== Dataset section ==
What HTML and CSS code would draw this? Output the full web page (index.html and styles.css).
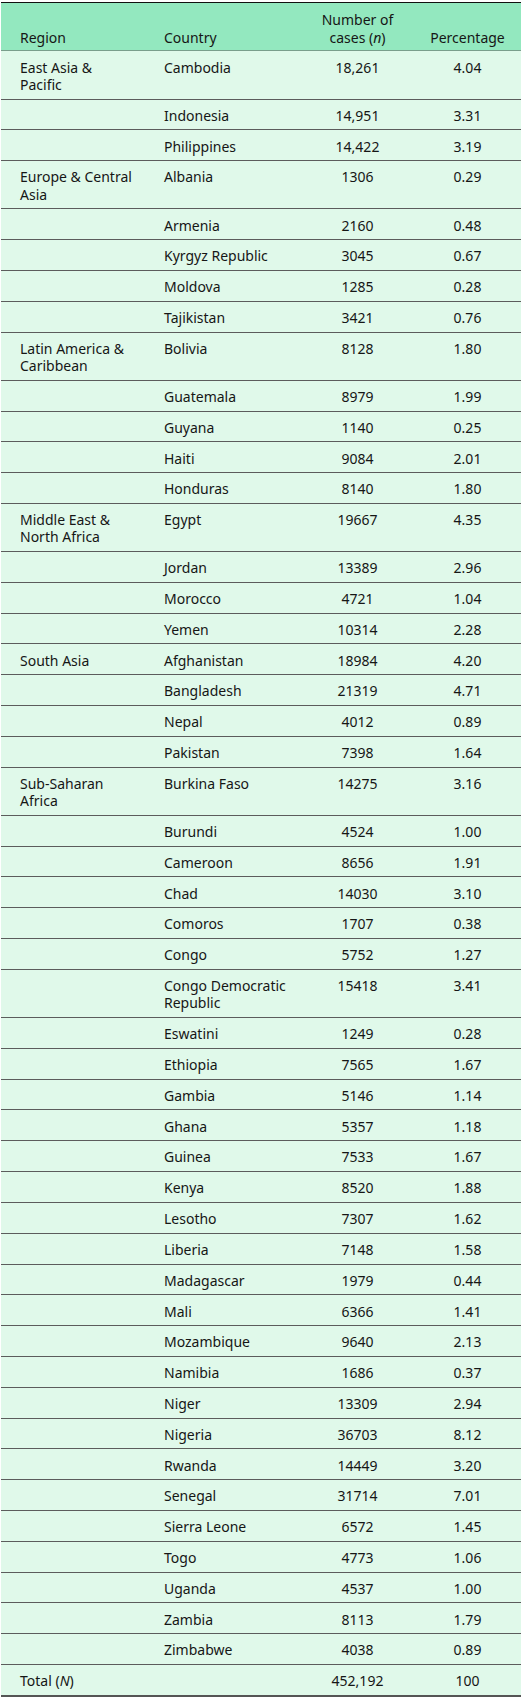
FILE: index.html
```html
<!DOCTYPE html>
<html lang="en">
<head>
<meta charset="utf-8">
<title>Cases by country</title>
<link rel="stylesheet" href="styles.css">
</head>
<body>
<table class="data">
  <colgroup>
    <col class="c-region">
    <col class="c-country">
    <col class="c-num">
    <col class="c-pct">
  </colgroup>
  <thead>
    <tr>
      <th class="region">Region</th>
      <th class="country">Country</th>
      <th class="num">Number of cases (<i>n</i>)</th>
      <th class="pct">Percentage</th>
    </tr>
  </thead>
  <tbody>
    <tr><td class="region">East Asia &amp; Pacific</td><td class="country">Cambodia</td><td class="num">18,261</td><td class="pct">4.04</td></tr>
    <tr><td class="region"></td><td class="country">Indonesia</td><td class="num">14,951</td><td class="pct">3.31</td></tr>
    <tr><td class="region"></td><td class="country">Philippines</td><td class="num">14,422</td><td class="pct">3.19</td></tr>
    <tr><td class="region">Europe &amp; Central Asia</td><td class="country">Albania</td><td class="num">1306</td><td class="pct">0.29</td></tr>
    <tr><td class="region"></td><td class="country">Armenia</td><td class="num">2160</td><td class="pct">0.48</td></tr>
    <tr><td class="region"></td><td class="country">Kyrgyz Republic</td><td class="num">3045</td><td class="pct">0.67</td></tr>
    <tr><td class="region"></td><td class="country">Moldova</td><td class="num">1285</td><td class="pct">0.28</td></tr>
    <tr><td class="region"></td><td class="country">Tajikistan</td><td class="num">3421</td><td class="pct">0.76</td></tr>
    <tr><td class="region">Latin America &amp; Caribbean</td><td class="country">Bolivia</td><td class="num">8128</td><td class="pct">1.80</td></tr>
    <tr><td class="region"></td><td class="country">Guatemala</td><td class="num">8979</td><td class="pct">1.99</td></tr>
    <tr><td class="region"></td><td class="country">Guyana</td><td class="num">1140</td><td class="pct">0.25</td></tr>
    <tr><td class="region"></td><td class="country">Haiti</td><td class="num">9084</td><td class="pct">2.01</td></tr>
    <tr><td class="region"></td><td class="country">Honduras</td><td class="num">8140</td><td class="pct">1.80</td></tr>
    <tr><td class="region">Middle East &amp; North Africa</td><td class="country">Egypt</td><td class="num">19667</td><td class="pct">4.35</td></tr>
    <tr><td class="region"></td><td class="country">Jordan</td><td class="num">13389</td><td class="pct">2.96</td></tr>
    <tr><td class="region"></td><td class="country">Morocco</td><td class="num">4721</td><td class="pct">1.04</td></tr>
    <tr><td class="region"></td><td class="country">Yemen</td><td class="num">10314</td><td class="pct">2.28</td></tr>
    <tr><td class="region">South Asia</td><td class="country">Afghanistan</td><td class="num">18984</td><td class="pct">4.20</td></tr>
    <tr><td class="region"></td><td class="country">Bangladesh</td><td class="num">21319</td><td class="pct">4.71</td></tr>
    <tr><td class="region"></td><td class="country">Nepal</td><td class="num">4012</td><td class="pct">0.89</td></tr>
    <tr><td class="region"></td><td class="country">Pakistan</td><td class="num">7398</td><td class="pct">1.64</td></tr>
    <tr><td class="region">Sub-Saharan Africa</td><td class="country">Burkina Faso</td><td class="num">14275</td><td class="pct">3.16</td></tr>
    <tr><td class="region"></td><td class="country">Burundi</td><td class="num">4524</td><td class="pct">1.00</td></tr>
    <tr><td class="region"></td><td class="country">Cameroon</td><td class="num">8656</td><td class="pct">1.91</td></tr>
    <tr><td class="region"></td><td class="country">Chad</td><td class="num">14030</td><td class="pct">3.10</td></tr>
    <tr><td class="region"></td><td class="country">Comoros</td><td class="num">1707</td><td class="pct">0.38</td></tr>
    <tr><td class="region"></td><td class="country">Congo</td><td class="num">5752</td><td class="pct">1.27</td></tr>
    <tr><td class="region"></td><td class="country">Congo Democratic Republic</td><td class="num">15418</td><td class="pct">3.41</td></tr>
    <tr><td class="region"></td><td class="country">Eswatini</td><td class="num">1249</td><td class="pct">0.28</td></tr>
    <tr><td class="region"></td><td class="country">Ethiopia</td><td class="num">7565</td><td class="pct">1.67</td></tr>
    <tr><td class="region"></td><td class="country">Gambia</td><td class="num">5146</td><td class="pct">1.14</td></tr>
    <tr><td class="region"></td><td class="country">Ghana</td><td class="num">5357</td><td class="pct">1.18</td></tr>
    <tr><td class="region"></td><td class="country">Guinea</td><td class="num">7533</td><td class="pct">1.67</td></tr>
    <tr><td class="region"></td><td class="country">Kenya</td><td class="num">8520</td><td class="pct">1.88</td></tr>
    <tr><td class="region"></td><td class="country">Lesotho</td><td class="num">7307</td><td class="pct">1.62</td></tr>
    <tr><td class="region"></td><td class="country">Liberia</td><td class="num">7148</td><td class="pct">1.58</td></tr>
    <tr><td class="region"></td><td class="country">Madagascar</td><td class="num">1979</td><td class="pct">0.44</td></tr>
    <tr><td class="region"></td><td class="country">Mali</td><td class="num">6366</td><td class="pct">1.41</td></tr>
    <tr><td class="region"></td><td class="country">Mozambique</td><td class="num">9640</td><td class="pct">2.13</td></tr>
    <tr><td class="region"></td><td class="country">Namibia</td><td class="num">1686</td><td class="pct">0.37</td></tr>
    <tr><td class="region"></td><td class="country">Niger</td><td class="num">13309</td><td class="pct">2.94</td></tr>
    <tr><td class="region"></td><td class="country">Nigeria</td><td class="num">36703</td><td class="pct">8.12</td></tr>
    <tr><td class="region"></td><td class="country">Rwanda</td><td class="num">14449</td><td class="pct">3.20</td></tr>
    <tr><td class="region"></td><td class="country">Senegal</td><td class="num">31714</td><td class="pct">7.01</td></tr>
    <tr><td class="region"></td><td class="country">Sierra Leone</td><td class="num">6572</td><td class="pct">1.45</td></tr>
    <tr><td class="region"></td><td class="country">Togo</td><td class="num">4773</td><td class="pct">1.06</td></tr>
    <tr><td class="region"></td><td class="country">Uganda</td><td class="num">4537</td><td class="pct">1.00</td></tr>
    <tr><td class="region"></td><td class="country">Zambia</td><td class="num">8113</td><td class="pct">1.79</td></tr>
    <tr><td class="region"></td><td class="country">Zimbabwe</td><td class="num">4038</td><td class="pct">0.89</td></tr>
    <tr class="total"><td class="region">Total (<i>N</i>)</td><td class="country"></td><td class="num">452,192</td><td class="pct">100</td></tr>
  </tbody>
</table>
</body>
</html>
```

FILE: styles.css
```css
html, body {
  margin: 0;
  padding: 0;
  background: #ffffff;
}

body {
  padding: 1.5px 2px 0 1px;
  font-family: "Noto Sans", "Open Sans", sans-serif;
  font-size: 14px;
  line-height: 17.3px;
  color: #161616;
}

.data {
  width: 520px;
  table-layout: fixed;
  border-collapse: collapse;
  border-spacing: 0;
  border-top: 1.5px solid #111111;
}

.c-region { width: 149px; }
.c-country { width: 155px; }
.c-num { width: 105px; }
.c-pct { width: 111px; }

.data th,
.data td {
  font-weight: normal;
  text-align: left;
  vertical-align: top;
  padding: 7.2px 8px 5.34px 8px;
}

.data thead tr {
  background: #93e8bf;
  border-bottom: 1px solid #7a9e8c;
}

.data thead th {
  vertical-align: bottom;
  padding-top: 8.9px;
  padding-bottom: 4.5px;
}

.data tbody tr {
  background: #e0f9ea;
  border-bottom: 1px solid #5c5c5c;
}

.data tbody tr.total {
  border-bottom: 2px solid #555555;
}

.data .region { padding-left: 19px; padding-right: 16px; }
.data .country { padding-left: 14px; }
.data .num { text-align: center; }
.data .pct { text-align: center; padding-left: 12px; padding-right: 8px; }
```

== Given exercise ==
Count how many lines of the data include the word "styles". Your reply should be that number alone.

== Reply ==
3